Fight: the Jim Murray Story

BBC Scotland/iPlayer

****

FOR all the sound and fury in this documentary about the death of young Scottish boxer Jim Murray, the words of the women closest to him, spoken softly as they were, rang loudest.

A mother remembered an exchange with her boy as he left for the fight. “I said good luck, son. He said I’ll be all right mum, I’ll be fine. That was him.” It was to be their final conversation.

A sister, her grief still fathomless 25 years on, recalled a scene in the hospital days later. “We were all asked to switch the machine off together. I think it ended up just my mum and dad because… I couldn’t have done that.”

The film opened with the fight itself. Glasgow was playing host to a British bantamweight championship bout, with Murray the challenger against fellow Scot Drew Docherty.

It was Friday the 13th of October, 1995, and Sky Sports had set themselves up in the grand ballroom of the Hospitality Inn to show the fight live and exclusive across the UK and Europe. The commentator was giving it laldy, as the locals would say, talking of “this proud warrior nation”.

The tone changed quickly as the fight progressed. Murray dropped to the canvas, felled by an earlier blow. We had seen what happened, the headline event, but what was the story behind it? And how, as the film declared at the outset, did this fight change boxing “forever”? This riveting documentary attempted to answer those questions, though it left a few more in their wake.

Murray’s story was a familiar one. The skinny kid from Newmains, Lanarkshire, who used his fists to punch his way through the class ceiling. He liked cars, clothes. He loved his mum and his sister Janie.

As sportswriter Ewing Grahame, a former reporter on The Herald, said: “Boxers by and large come from working class communities. It’s an escape route for a lot of guys but it’s also something that gives them a sense of discipline in their own lives.”

Like the sport it examined, the film was keen to put on a show. Blasts of pop songs studded the story of the early years. It was an unnecessary embellishment, and one of several moments when you wished the filmmakers had opted for a narrator to shape the story.
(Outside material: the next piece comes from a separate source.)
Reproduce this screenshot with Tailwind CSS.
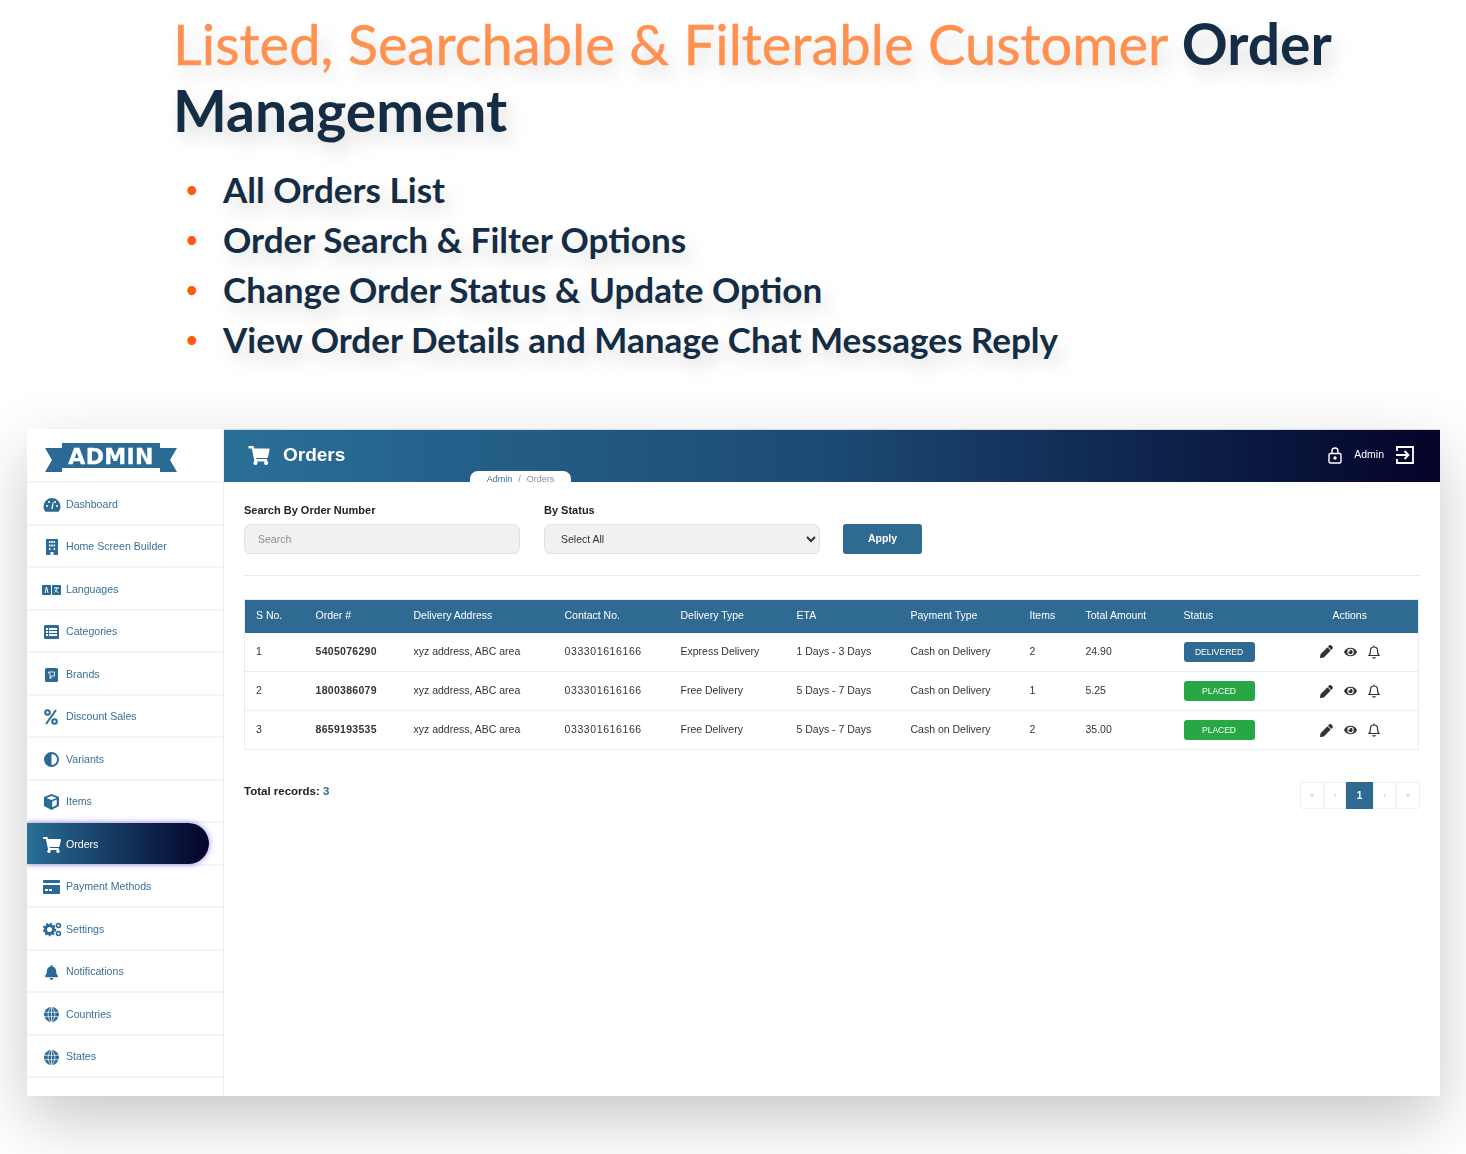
<!DOCTYPE html>
<html lang="en">
<head>
    <meta charset="UTF-8" />
    <title>Customer Order Management</title>
    <script src="https://cdn.jsdelivr.net/npm/@tailwindcss/browser@4"></script>
</head>
<body class="bg-white font-['Lato',sans-serif] w-[1466px] h-[1154px] overflow-hidden">

    <section class="pl-[173px] pr-[100px] pt-[10px] h-[429px] [text-shadow:6px_10px_18px_rgba(0,0,0,0.15)]">
        <h1 class="text-[56.1px] leading-[67px] text-[#ff9150] [-webkit-text-stroke:0.4px_#ff9150]">Listed, Searchable &amp; Filterable Customer <span class="text-[57px] font-bold text-[#142d44] [-webkit-text-stroke:0]">Order</span> <span class="text-[57px] font-bold text-[#142d44] [-webkit-text-stroke:0]">Management</span></h1>
        <ul class="mt-[20px] text-[35.1px] leading-[50px] font-bold text-[#142d44]">
            <li class="flex items-center"><span class="w-[50px] text-[#ff5a0a] pl-[13px] text-[20px] [text-shadow:none]">•</span>All Orders List</li>
            <li class="flex items-center"><span class="w-[50px] text-[#ff5a0a] pl-[13px] text-[20px] [text-shadow:none]">•</span>Order Search &amp; Filter Options</li>
            <li class="flex items-center"><span class="w-[50px] text-[#ff5a0a] pl-[13px] text-[20px] [text-shadow:none]">•</span>Change Order Status &amp; Update Option</li>
            <li class="flex items-center"><span class="w-[50px] text-[#ff5a0a] pl-[13px] text-[20px] [text-shadow:none]">•</span>View Order Details and Manage Chat Messages Reply</li>
        </ul>
    </section>

    <div class="ml-[27px] w-[1413px] h-[667px] bg-white shadow-[0_24px_60px_rgba(0,0,0,0.22)]">
        <div class="flex h-full [filter:blur(0.6px)] font-['Liberation_Sans',sans-serif]">

            <!-- sidebar -->
            <aside class="w-[197px] shrink-0 overflow-hidden border-r border-[#eeeeee] text-[10.6px] text-[#3a6f96]">
                <div class="h-[54px] border-b-2 border-[#f3f3f3] pl-[17px] pt-[13px]">
                    <svg width="134" height="32" viewBox="0 0 134 32">
                        <polygon points="18,1 116,1 116,6 133,6 126,18 133,30 116,30 116,26 18,26 18,30 1,30 8,18 1,6 18,6" fill="#2a6a94"/>
                        <text x="67" y="22" text-anchor="middle" fill="#fff" stroke="#fff" stroke-width="0.3" font-family="DejaVu Sans" font-weight="700" font-size="22" letter-spacing="0.3">ADMIN</text>
                    </svg>
                </div>
                <a class="h-[42.5px] pt-[3px] flex items-center border-b-2 border-[#f3f3f3]"><span class="w-[39px] pl-[16px] shrink-0"><svg class="w-[18px] h-[16px]" viewBox="0 0 18 16" fill="#2a6a94"><path d="M9 1a8.500 8.500 0 0 0-8.500 8.500c0 2 .8 3.800 1.800 5.200h13.400c1-1.400 1.800-3.200 1.800-5.200A8.500 8.500 0 0 0 9 1z"/><circle cx="4" cy="9" r="1" fill="#fff"/><circle cx="6" cy="5" r="1" fill="#fff"/><circle cx="12" cy="5" r="1" fill="#fff"/><circle cx="14" cy="9" r="1" fill="#fff"/><path d="M8.300 12l1.500-7 .8.200L9.700 12z" fill="#fff"/></svg></span>Dashboard</a>
                <a class="h-[42.5px] pt-[3px] flex items-center border-b-2 border-[#f3f3f3]"><span class="w-[39px] pl-[19px] shrink-0"><svg class="w-[12px] h-[16px]" viewBox="0 0 12 16" fill="#2a6a94"><path d="M0 0h12v16H7.500v-3h-3v3H0z"/><path d="M3 2h1.500v2H3zM5.300 2h1.500v2H5.300zM7.600 2h1.500v2H7.600zM3 5.500h1.500v2H3zM5.300 5.500h1.500v2H5.300zM7.600 5.500h1.500v2H7.600zM3 9h1.500v2H3zM7.600 9h1.500v2H7.600z" fill="#fff"/></svg></span>Home Screen Builder</a>
                <a class="h-[42.5px] pt-[3px] flex items-center border-b-2 border-[#f3f3f3]"><span class="w-[39px] pl-[15px] shrink-0"><svg class="w-[19px] h-[10px]" viewBox="0 0 19 10" fill="#2a6a94"><rect width="9" height="10" rx="1"/><rect x="10" width="9" height="10" rx="1"/><path d="M3 8l1.500-6 1.500 6M12 3h5M14.500 3c0 2-1 3.500-2 4.500M13.500 5c1 1.500 2 2.300 3 2.600" fill="none" stroke="#fff"/></svg></span>Languages</a>
                <a class="h-[42.5px] pt-[3px] flex items-center border-b-2 border-[#f3f3f3]"><span class="w-[39px] pl-[17px] shrink-0"><svg class="w-[15px] h-[14px]" viewBox="0 0 15 14" fill="#2a6a94"><rect width="15" height="14" rx="1.500"/><path d="M2 3h2v2H2zM5 3h8v2H5zM2 6h2v2H2zM5 6h8v2H5zM2 9h2v2H2zM5 9h8v2H5z" fill="#fff"/></svg></span>Categories</a>
                <a class="h-[42.5px] pt-[3px] flex items-center border-b-2 border-[#f3f3f3]"><span class="w-[39px] pl-[18px] shrink-0"><svg class="w-[13px] h-[14px]" viewBox="0 0 13 14" fill="#2a6a94"><rect width="13" height="14" rx="1.500"/><path d="M3.500 4h6v4h-3.500v2.500h-1V5h-1.500z" fill="none" stroke="#fff" stroke-width=".8"/></svg></span>Brands</a>
                <a class="h-[42.5px] pt-[3px] flex items-center border-b-2 border-[#f3f3f3]"><span class="w-[39px] pl-[17px] shrink-0"><svg class="w-[14px] h-[16px]" viewBox="0 0 14 16" fill="none" stroke="#2a6a94" stroke-width="2"><circle cx="3.500" cy="3.500" r="2.300"/><circle cx="10.500" cy="12.500" r="2.300"/><path d="M12 1L2 15"/></svg></span>Discount Sales</a>
                <a class="h-[42.5px] pt-[3px] flex items-center border-b-2 border-[#f3f3f3]"><span class="w-[39px] pl-[17px] shrink-0"><svg class="w-[15px] h-[15px]" viewBox="0 0 15 15"><circle cx="7.500" cy="7.500" r="6.500" fill="none" stroke="#2a6a94" stroke-width="2"/><path d="M7.500 1a6.500 6.500 0 0 0 0 13z" fill="#2a6a94"/></svg></span>Variants</a>
                <a class="h-[42.5px] pt-[3px] flex items-center border-b-2 border-[#f3f3f3]"><span class="w-[39px] pl-[17px] shrink-0"><svg class="w-[15px] h-[16px]" viewBox="0 0 15 16" fill="#2a6a94"><path d="M7.500 0L15 3v9l-7.500 4L0 12V3z"/><path d="M2.500 4l5-2 5 2-5 2zM8.200 7.500l4.500-2v5.500l-4.500 2.300z" fill="#fff"/></svg></span>Items</a>
                <a class="h-[42.5px] flex items-center border-b-2 border-[#f3f3f3]"><span class="flex items-center h-[41px] w-[182px] pt-[3px] rounded-r-[21px] bg-gradient-to-r from-[#2a6f97] to-[#05042a] text-white shadow-[0_0_6px_rgba(110,80,230,0.7)]"><span class="w-[39px] pl-[16px] shrink-0"><svg class="w-[18px] h-[16px]" viewBox="0 0 576 512" fill="#fff"><path d="M528.120 301.319l47.273-208C578.806 78.301 567.391 64 551.990 64H159.208l-9.166-44.810C147.758 8.021 137.930 0 126.529 0H24C10.745 0 0 10.745 0 24v16c0 13.255 10.745 24 24 24h69.883l70.248 343.435C147.325 417.100 136 435.222 136 456c0 30.928 25.072 56 56 56s56-25.072 56-56c0-15.674-6.447-29.835-16.824-40h209.647C430.447 426.165 424 440.326 424 456c0 30.928 25.072 56 56 56s56-25.072 56-56c0-22.172-12.888-41.332-31.579-50.405l5.517-24.276c3.413-15.018-8.002-29.319-23.403-29.319H218.117l-6.545-32h293.145c11.206 0 20.920-7.754 23.403-18.681z"/></svg></span>Orders</span></a>
                <a class="h-[42.5px] pt-[3px] flex items-center border-b-2 border-[#f3f3f3]"><span class="w-[39px] pl-[16px] shrink-0"><svg class="w-[17px] h-[14px]" viewBox="0 0 17 14" fill="#2a6a94"><rect width="17" height="3" rx="1"/><path d="M0 5h17v8a1 1 0 0 1-1 1H1a1 1 0 0 1-1-1z"/><path d="M2 9h3v2H2zM6 9h3v2H6z" fill="#fff"/></svg></span>Payment Methods</a>
                <a class="h-[42.5px] pt-[3px] flex items-center border-b-2 border-[#f3f3f3]"><span class="w-[39px] pl-[16px] shrink-0"><svg class="w-[19px] h-[15px]" viewBox="0 0 19 15"><circle cx="6.500" cy="7.500" r="4" fill="none" stroke="#2a6a94" stroke-width="3"/><circle cx="6.500" cy="7.500" r="6" fill="none" stroke="#2a6a94" stroke-width="1.600" stroke-dasharray="2 2"/><circle cx="15.500" cy="3.500" r="2" fill="none" stroke="#2a6a94" stroke-width="1.500"/><circle cx="15.500" cy="11.500" r="2" fill="none" stroke="#2a6a94" stroke-width="1.500"/></svg></span>Settings</a>
                <a class="h-[42.5px] pt-[3px] flex items-center border-b-2 border-[#f3f3f3]"><span class="w-[39px] pl-[18px] shrink-0"><svg class="w-[13px] h-[15px]" viewBox="0 0 448 512" fill="#2a6a94"><path d="M224 512c35.320 0 63.970-28.650 63.970-64H160.030c0 35.350 28.650 64 63.970 64zm215.390-149.710c-19.320-20.760-55.470-51.990-55.470-154.290 0-77.700-54.480-139.900-127.940-155.160V32c0-17.670-14.320-32-31.980-32s-31.980 14.330-31.980 32v20.840C118.560 68.100 64.080 130.300 64.080 208c0 102.300-36.150 133.530-55.470 154.290-6 6.450-8.660 14.160-8.610 21.710.11 16.400 12.980 32 32.100 32h383.800c19.120 0 32-15.600 32.100-32 .05-7.550-2.610-15.270-8.610-21.710z"/></svg></span>Notifications</a>
                <a class="h-[42.5px] pt-[3px] flex items-center border-b-2 border-[#f3f3f3]"><span class="w-[39px] pl-[17px] shrink-0"><svg class="w-[15px] h-[15px]" viewBox="0 0 15 15" fill="#2a6a94"><circle cx="7.500" cy="7.500" r="7.500"/><path d="M0 5.300h15M0 9.700h15M7.500 0v15M7.500 0C3 4 3 11 7.500 15M7.500 0C12 4 12 11 7.500 15" fill="none" stroke="#fff" stroke-width=".7"/></svg></span>Countries</a>
                <a class="h-[42.5px] pt-[3px] flex items-center border-b-2 border-[#f3f3f3]"><span class="w-[39px] pl-[17px] shrink-0"><svg class="w-[15px] h-[15px]" viewBox="0 0 15 15" fill="#2a6a94"><circle cx="7.500" cy="7.500" r="7.500"/><path d="M0 5.300h15M0 9.700h15M7.500 0v15M7.500 0C3 4 3 11 7.500 15M7.500 0C12 4 12 11 7.500 15" fill="none" stroke="#fff" stroke-width=".7"/></svg></span>States</a>
            </aside>

            <main class="flex-1 min-w-0">
                <header class="relative h-[53px] pb-[2px] bg-gradient-to-r from-[#2a6f97] via-[#1c4a74] to-[#05042a] flex items-center text-white pl-[24px] pr-[25px] border-t border-[#d8d8d8]">
                    <svg class="w-[22px] h-[19px] mr-[13px]" viewBox="0 0 576 512" fill="#fff"><path d="M528.120 301.319l47.273-208C578.806 78.301 567.391 64 551.990 64H159.208l-9.166-44.810C147.758 8.021 137.930 0 126.529 0H24C10.745 0 0 10.745 0 24v16c0 13.255 10.745 24 24 24h69.883l70.248 343.435C147.325 417.100 136 435.222 136 456c0 30.928 25.072 56 56 56s56-25.072 56-56c0-15.674-6.447-29.835-16.824-40h209.647C430.447 426.165 424 440.326 424 456c0 30.928 25.072 56 56 56s56-25.072 56-56c0-22.172-12.888-41.332-31.579-50.405l5.517-24.276c3.413-15.018-8.002-29.319-23.403-29.319H218.117l-6.545-32h293.145c11.206 0 20.920-7.754 23.403-18.681z"/></svg>
                    <h2 class="text-[19px] font-bold">Orders</h2>
                    <div class="ml-auto flex items-center text-[10.5px]">
                        <svg class="w-[14px] h-[17px] mr-[12px]" viewBox="0 0 14 17" fill="none" stroke="#fff" stroke-width="1.400"><rect x="1" y="6.500" width="12" height="9.500" rx="1.500"/><path d="M4 6.500V4a3 3 0 0 1 6 0v2.500"/><circle cx="7" cy="11" r="1" fill="#fff"/></svg>
                        <span class="mr-[11px]">Admin</span>
                        <svg class="w-[20px] h-[20px]" viewBox="0 0 20 20" fill="none" stroke="#fff" stroke-width="1.800"><path d="M2 6V2h16v16H2v-4"/><path d="M1 10h12M9.500 6l4 4-4 4"/></svg>
                    </div>
                    <nav class="absolute left-[246px] bottom-0 h-[11px] w-[101px] pt-[6px] bg-white rounded-t-[8px] flex items-center justify-center text-[9px] text-[#8a8f96] gap-[6px]"><span class="text-[#3a6f96]">Admin</span><span>/</span><span>Orders</span></nav>
                </header>

                <div class="px-[20px]">
                    <form class="flex items-end h-[72px]">
                        <div class="w-[276px] mr-[24px]">
                            <label class="block text-[11px] font-bold text-[#222] mb-[8px] leading-[12px]">Search By Order Number</label>
                            <input placeholder="Search" class="w-full h-[30px] px-[13px] bg-[#f1f1f1] border border-[#e3e3e3] rounded-[6px] text-[10.5px] placeholder:text-[#8d8d8d]" />
                        </div>
                        <div class="w-[276px] mr-[23px]">
                            <label class="block text-[11px] font-bold text-[#222] mb-[8px] leading-[12px]">By Status</label>
                            <select class="w-full h-[30px] px-[12px] bg-[#f1f1f1] border border-[#e3e3e3] rounded-[6px] text-[10.5px] text-[#333]"><option>Select All</option></select>
                        </div>
                        <button type="button" class="w-[79px] h-[30px] pb-[1px] rounded-[3px] bg-[#2f6a92] text-white text-[10.5px] font-bold">Apply</button>
                    </form>
                    <hr class="mt-[21px] border-[#ececec]" />

                    <table class="mt-[24px] -translate-y-[1px] w-[1175px] table-fixed border-collapse text-[10.5px] text-[#333] border border-[#ececec]">
                        <colgroup><col class="w-[59px]"/><col class="w-[98px]"/><col class="w-[151px]"/><col class="w-[117px]"/><col class="w-[116px]"/><col class="w-[114px]"/><col class="w-[119px]"/><col class="w-[56px]"/><col class="w-[98px]"/><col class="w-[109px]"/><col/></colgroup>
                        <thead class="bg-[#2f6a92] text-white text-left">
                            <tr class="h-[33px]">
                                <th class="pl-[11px] font-normal">S No.</th><th class="pl-[12px] font-normal">Order #</th><th class="pl-[12px] font-normal">Delivery Address</th><th class="pl-[12px] font-normal">Contact No.</th><th class="pl-[11px] font-normal">Delivery Type</th><th class="pl-[11px] font-normal">ETA</th><th class="pl-[11px] font-normal">Payment Type</th><th class="pl-[11px] font-normal">Items</th><th class="pl-[11px] font-normal">Total Amount</th><th class="pl-[11px] font-normal">Status</th><th class="font-normal text-center">Actions</th>
                            </tr>
                        </thead>
                        <tbody>
                            <tr class="h-[39px] border-b border-[#ececec]">
                                <td class="pl-[11px]">1</td><td class="pl-[12px] font-bold tracking-[0.3px]">5405076290</td><td class="pl-[12px]">xyz address, ABC area</td><td class="pl-[12px] tracking-[0.6px]">033301616166</td><td class="pl-[11px]">Express Delivery</td><td class="pl-[11px]">1 Days - 3 Days</td><td class="pl-[11px]">Cash on Delivery</td><td class="pl-[11px]">2</td><td class="pl-[11px]">24.90</td>
                                <td class="pl-[11px]"><span class="block w-[71px] h-[20px] leading-[20px] text-center rounded-[3px] bg-[#2f6a92] text-white text-[8.5px]">DELIVERED</span></td>
                                <td><div class="flex items-center justify-center gap-[11px]">
                                    <svg class="w-[13px] h-[13px]" viewBox="0 0 512 512" fill="#333"><path d="M497.900 142.100l-46.100 46.100c-4.700 4.700-12.300 4.700-17 0l-111-111c-4.700-4.700-4.700-12.300 0-17l46.100-46.100c18.700-18.700 49.100-18.700 67.900 0l60.100 60.100c18.800 18.700 18.800 49.100 0 67.900zM284.200 99.800L21.600 362.400.4 483.900c-2.900 16.400 11.400 30.600 27.800 27.800l121.500-21.300 262.600-262.600c4.700-4.700 4.700-12.300 0-17l-111-111c-4.800-4.700-12.400-4.700-17.100 0z"/></svg>
                                    <svg class="w-[13px] h-[12px]" viewBox="0 0 576 512" fill="#333"><path d="M572.520 241.400C518.290 135.590 410.930 64 288 64S57.680 135.640 3.480 241.410a32.350 32.350 0 0 0 0 29.190C57.710 376.410 165.070 448 288 448s230.320-71.640 284.520-177.410a32.350 32.350 0 0 0 0-29.190zM288 400a144 144 0 1 1 144-144 143.930 143.930 0 0 1-144 144zm0-240a95.310 95.310 0 0 0-25.310 3.790 47.850 47.850 0 0 1-66.900 66.900A95.780 95.780 0 1 0 288 160z"/></svg>
                                    <svg class="w-[12px] h-[14px]" viewBox="0 0 12 14" fill="none" stroke="#333" stroke-width="1.200"><path d="M1 10.500c1-1 1.500-2.500 1.500-5a3.500 3.500 0 0 1 7 0c0 2.500.5 4 1.500 5zM6 2V.5M4.800 12a1.200 1.200 0 0 0 2.400 0"/></svg>
                                </div></td>
                            </tr>
                            <tr class="h-[39px] border-b border-[#ececec]">
                                <td class="pl-[11px]">2</td><td class="pl-[12px] font-bold tracking-[0.3px]">1800386079</td><td class="pl-[12px]">xyz address, ABC area</td><td class="pl-[12px] tracking-[0.6px]">033301616166</td><td class="pl-[11px]">Free Delivery</td><td class="pl-[11px]">5 Days - 7 Days</td><td class="pl-[11px]">Cash on Delivery</td><td class="pl-[11px]">1</td><td class="pl-[11px]">5.25</td>
                                <td class="pl-[11px]"><span class="block w-[71px] h-[20px] leading-[20px] text-center rounded-[3px] bg-[#28a745] text-white text-[8.5px]">PLACED</span></td>
                                <td><div class="flex items-center justify-center gap-[11px]">
                                    <svg class="w-[13px] h-[13px]" viewBox="0 0 512 512" fill="#333"><path d="M497.900 142.100l-46.100 46.100c-4.700 4.700-12.300 4.700-17 0l-111-111c-4.700-4.700-4.700-12.300 0-17l46.100-46.100c18.700-18.700 49.100-18.700 67.900 0l60.100 60.100c18.800 18.700 18.800 49.100 0 67.900zM284.200 99.800L21.600 362.400.4 483.900c-2.900 16.400 11.400 30.600 27.800 27.800l121.500-21.300 262.600-262.600c4.700-4.700 4.700-12.300 0-17l-111-111c-4.800-4.700-12.400-4.700-17.100 0z"/></svg>
                                    <svg class="w-[13px] h-[12px]" viewBox="0 0 576 512" fill="#333"><path d="M572.520 241.400C518.290 135.590 410.930 64 288 64S57.680 135.640 3.480 241.410a32.350 32.350 0 0 0 0 29.190C57.710 376.410 165.070 448 288 448s230.320-71.640 284.520-177.410a32.350 32.350 0 0 0 0-29.190zM288 400a144 144 0 1 1 144-144 143.930 143.930 0 0 1-144 144zm0-240a95.310 95.310 0 0 0-25.310 3.790 47.850 47.850 0 0 1-66.900 66.900A95.780 95.780 0 1 0 288 160z"/></svg>
                                    <svg class="w-[12px] h-[14px]" viewBox="0 0 12 14" fill="none" stroke="#333" stroke-width="1.200"><path d="M1 10.500c1-1 1.500-2.500 1.500-5a3.500 3.500 0 0 1 7 0c0 2.500.5 4 1.500 5zM6 2V.5M4.800 12a1.200 1.200 0 0 0 2.400 0"/></svg>
                                </div></td>
                            </tr>
                            <tr class="h-[39px]">
                                <td class="pl-[11px]">3</td><td class="pl-[12px] font-bold tracking-[0.3px]">8659193535</td><td class="pl-[12px]">xyz address, ABC area</td><td class="pl-[12px] tracking-[0.6px]">033301616166</td><td class="pl-[11px]">Free Delivery</td><td class="pl-[11px]">5 Days - 7 Days</td><td class="pl-[11px]">Cash on Delivery</td><td class="pl-[11px]">2</td><td class="pl-[11px]">35.00</td>
                                <td class="pl-[11px]"><span class="block w-[71px] h-[20px] leading-[20px] text-center rounded-[3px] bg-[#28a745] text-white text-[8.5px]">PLACED</span></td>
                                <td><div class="flex items-center justify-center gap-[11px]">
                                    <svg class="w-[13px] h-[13px]" viewBox="0 0 512 512" fill="#333"><path d="M497.900 142.100l-46.100 46.100c-4.700 4.700-12.300 4.700-17 0l-111-111c-4.700-4.700-4.700-12.300 0-17l46.100-46.100c18.700-18.700 49.100-18.700 67.900 0l60.100 60.100c18.800 18.700 18.800 49.100 0 67.900zM284.200 99.800L21.600 362.400.4 483.900c-2.900 16.400 11.400 30.600 27.800 27.800l121.500-21.300 262.600-262.600c4.700-4.700 4.700-12.300 0-17l-111-111c-4.800-4.700-12.400-4.700-17.100 0z"/></svg>
                                    <svg class="w-[13px] h-[12px]" viewBox="0 0 576 512" fill="#333"><path d="M572.520 241.400C518.290 135.590 410.930 64 288 64S57.680 135.640 3.480 241.410a32.350 32.350 0 0 0 0 29.190C57.710 376.410 165.070 448 288 448s230.320-71.640 284.520-177.410a32.350 32.350 0 0 0 0-29.190zM288 400a144 144 0 1 1 144-144 143.930 143.930 0 0 1-144 144zm0-240a95.310 95.310 0 0 0-25.310 3.790 47.850 47.850 0 0 1-66.900 66.900A95.780 95.780 0 1 0 288 160z"/></svg>
                                    <svg class="w-[12px] h-[14px]" viewBox="0 0 12 14" fill="none" stroke="#333" stroke-width="1.200"><path d="M1 10.500c1-1 1.500-2.500 1.500-5a3.500 3.500 0 0 1 7 0c0 2.500.5 4 1.500 5zM6 2V.5M4.800 12a1.200 1.200 0 0 0 2.400 0"/></svg>
                                </div></td>
                            </tr>
                        </tbody>
                    </table>

                    <div class="flex justify-between mt-[31px]">
                        <p class="text-[11.5px] font-bold text-[#222] pt-[1px]">Total records: <span class="text-[#2f6a92]">3</span></p>
                        <div class="flex h-[27px] text-[8px] text-[#bbb]">
                            <span class="w-[24px] flex items-center justify-center border border-[#f1f1f1] rounded-l-[3px]">«</span>
                            <span class="w-[22px] flex items-center justify-center border border-[#f1f1f1]">‹</span>
                            <span class="w-[27px] flex items-center justify-center bg-[#2f6a92] text-white text-[10px] font-bold">1</span>
                            <span class="w-[23px] flex items-center justify-center border border-[#f1f1f1]">›</span>
                            <span class="w-[24px] flex items-center justify-center border border-[#f1f1f1] rounded-r-[3px]">»</span>
                        </div>
                    </div>
                </div>
            </main>
        </div>
    </div>
</body>
</html>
After contributions from family and friends, the boxing promoter Frank Warren, Gary Jacobs, British and European welterweight champion, and others, the film arrived at the fateful night.

It was set out in unflinching detail: the collapse, the fighting among the boozed-up audience as bottles flew; the MC appealing desperately for the crowd to show some respect; Murray’s family battling their way to the ring, his sister’s dress torn in the fray, her face a mask of terror. In the middle of it all lay 25-year-old Murray, dying. It was shocking and terrible to watch.

The film took a reasonably balanced look at boxing, though with more supporters than doubters. Grahame (who for my money should have been the narrator) said: “There are sports which are as dangerous if not more dangerous and don’t get the negative publicity that boxing attracts. Boxing is an easy target, with two guys hitting each other, as if it was a pub fight which it most certainly was not.” Then you had Docherty’s promoter who said: “How can you defend two men punching one another?”

There was archive footage of doctors explaining Murray’s catastrophic injuries, but no contemporary medical contribution about the dangers of boxing. Nor was there anything like enough detail about the aftermath.

We were told in a caption that the British Boxing Board of Control brought in increased safety measures including MRI scans. What measures? If they had been present on the night, how would they have helped? Another caption said that since Murray’s death there had been four boxing fatalities in the UK (in contrast to the one a year up to 1995). Again, no more details. Had boxing really been changed “forever”?

As an investigation of boxing, Fight had its flaws. But as a portrait of a fighter, and a family, its compassion will stay long in the mind.